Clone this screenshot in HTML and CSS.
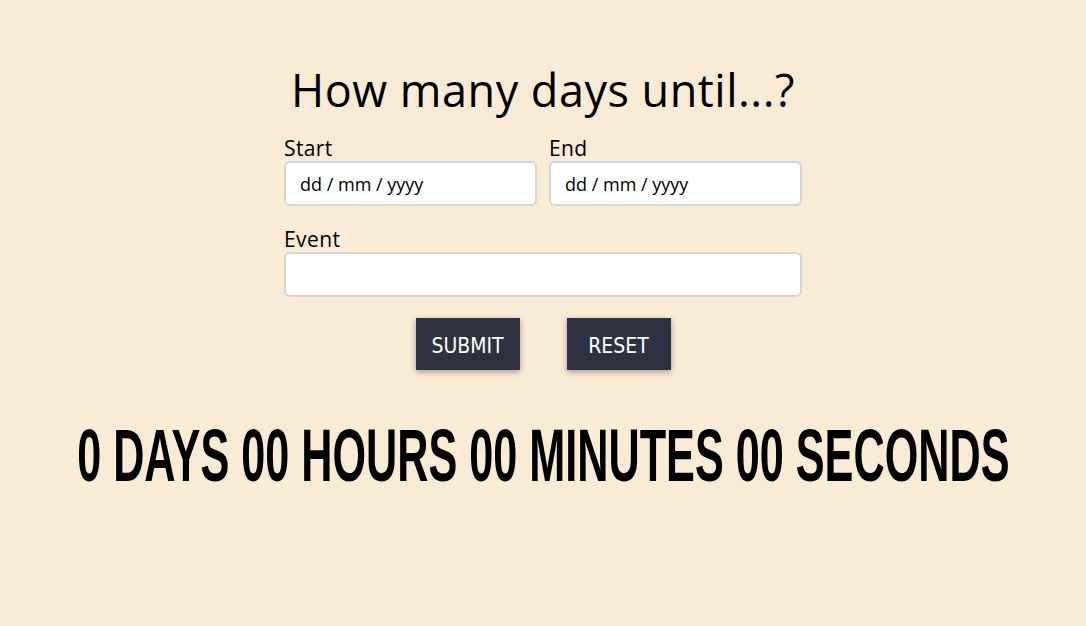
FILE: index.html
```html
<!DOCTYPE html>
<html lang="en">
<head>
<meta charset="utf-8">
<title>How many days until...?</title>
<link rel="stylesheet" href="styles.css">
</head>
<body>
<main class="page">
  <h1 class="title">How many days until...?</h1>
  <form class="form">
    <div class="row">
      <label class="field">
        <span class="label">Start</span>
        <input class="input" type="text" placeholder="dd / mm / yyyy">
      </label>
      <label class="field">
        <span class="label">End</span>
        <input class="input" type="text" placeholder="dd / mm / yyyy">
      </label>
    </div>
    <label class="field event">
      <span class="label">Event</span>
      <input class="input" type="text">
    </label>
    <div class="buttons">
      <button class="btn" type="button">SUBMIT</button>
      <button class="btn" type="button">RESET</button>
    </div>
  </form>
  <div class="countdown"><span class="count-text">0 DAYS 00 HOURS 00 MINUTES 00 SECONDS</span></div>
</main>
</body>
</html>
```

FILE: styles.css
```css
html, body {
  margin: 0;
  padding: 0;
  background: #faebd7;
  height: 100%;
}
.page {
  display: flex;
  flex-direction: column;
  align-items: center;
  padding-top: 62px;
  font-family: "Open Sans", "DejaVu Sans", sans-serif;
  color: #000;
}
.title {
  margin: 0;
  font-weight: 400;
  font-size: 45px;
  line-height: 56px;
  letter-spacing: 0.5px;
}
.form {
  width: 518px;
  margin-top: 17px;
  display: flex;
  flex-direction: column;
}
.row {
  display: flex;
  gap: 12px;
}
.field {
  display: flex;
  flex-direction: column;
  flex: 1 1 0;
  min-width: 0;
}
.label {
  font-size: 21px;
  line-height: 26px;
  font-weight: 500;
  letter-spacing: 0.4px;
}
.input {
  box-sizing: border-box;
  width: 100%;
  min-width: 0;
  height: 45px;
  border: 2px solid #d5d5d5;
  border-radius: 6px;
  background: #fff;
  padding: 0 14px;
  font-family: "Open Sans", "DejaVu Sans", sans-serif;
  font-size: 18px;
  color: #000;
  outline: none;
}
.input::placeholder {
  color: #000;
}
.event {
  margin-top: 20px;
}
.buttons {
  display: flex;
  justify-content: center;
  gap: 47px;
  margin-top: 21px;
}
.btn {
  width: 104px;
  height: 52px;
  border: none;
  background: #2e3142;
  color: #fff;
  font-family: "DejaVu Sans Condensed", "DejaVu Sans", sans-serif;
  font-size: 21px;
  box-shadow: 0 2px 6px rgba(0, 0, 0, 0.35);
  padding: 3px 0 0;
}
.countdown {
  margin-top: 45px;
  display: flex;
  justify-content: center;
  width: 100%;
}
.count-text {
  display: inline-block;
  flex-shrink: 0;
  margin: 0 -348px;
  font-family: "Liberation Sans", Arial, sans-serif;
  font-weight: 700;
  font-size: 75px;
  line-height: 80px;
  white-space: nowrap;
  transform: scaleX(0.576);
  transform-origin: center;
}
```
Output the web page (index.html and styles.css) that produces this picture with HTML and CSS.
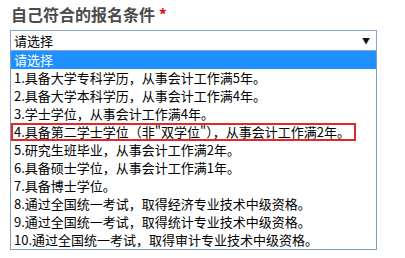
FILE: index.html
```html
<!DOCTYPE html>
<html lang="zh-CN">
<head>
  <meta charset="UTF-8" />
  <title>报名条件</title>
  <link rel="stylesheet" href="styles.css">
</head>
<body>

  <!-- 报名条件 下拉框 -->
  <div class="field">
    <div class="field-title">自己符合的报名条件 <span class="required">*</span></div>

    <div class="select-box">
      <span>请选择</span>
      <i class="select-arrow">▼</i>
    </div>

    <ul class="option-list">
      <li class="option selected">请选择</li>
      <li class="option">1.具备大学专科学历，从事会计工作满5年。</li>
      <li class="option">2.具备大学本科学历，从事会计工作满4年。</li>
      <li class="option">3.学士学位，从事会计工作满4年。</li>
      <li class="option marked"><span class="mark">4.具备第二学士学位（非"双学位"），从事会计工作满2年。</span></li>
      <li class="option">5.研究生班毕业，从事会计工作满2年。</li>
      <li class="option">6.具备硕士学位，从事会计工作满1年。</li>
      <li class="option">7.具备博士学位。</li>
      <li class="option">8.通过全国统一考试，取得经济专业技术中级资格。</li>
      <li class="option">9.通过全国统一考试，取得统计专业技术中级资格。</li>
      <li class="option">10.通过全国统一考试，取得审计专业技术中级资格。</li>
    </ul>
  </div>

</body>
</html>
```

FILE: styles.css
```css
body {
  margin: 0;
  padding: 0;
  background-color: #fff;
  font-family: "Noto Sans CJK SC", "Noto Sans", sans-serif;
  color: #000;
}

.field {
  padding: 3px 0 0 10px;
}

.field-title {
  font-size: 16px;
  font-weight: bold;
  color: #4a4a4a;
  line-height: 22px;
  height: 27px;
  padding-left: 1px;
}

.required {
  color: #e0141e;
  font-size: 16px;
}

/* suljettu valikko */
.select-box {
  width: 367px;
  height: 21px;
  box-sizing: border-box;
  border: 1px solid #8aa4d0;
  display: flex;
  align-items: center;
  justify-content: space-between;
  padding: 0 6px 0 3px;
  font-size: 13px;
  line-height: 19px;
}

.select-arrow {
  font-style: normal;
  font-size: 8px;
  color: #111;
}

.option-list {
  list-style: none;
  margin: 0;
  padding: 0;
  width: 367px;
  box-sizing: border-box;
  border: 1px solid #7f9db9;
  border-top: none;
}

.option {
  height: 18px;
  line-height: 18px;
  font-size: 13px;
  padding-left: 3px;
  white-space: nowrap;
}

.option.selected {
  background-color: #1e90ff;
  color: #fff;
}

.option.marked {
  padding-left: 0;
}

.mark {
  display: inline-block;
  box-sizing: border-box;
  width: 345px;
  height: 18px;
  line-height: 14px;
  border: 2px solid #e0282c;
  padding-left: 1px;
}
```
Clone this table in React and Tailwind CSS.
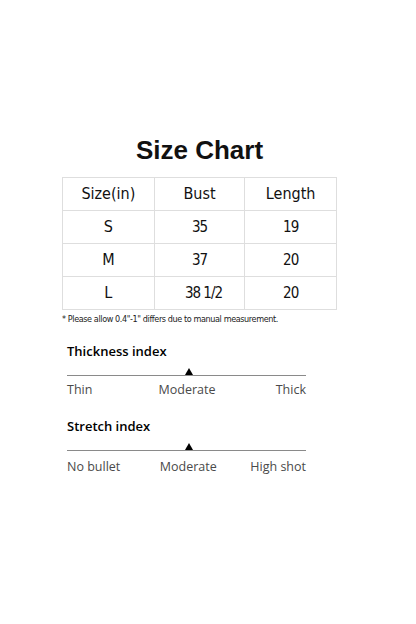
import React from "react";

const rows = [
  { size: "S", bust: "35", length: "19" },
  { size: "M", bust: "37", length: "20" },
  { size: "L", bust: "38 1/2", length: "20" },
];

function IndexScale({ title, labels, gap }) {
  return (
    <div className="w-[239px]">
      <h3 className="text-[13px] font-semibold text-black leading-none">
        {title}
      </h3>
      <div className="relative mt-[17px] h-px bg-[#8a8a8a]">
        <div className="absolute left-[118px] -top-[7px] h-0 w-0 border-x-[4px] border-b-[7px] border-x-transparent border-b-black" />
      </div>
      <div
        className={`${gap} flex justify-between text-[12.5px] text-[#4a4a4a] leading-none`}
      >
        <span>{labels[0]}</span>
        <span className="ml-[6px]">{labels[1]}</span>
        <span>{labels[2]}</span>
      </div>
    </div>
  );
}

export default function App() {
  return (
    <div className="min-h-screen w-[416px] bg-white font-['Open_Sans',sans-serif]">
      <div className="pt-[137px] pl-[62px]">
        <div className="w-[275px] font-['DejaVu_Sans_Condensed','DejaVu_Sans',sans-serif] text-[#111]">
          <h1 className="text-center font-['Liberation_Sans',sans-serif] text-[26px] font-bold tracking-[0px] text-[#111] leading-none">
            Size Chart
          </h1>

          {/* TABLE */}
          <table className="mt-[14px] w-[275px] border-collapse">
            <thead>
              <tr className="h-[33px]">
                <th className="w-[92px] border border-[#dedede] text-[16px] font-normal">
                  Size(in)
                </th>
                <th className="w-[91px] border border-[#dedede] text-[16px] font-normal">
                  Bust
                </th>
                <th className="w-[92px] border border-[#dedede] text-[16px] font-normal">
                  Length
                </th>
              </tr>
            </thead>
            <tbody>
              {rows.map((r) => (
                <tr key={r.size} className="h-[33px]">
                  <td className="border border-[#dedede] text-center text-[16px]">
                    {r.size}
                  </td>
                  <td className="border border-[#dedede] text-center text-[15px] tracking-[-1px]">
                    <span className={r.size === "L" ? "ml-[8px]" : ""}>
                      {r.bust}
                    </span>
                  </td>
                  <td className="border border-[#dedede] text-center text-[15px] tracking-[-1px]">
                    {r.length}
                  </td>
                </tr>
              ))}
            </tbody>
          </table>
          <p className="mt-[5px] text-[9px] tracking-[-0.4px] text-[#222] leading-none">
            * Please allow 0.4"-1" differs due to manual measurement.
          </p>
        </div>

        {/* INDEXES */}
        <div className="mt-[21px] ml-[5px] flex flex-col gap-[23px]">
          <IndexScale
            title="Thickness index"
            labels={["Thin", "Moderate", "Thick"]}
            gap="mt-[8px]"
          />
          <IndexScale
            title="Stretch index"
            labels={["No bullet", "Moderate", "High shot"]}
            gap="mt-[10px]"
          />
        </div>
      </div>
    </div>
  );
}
◆ ◆ ◆ ◆ ◆ ◆ ◆
The exercise — Report how many lines of the entries hold the word "Clone". Nothing else is needed.

Solved exercise — 2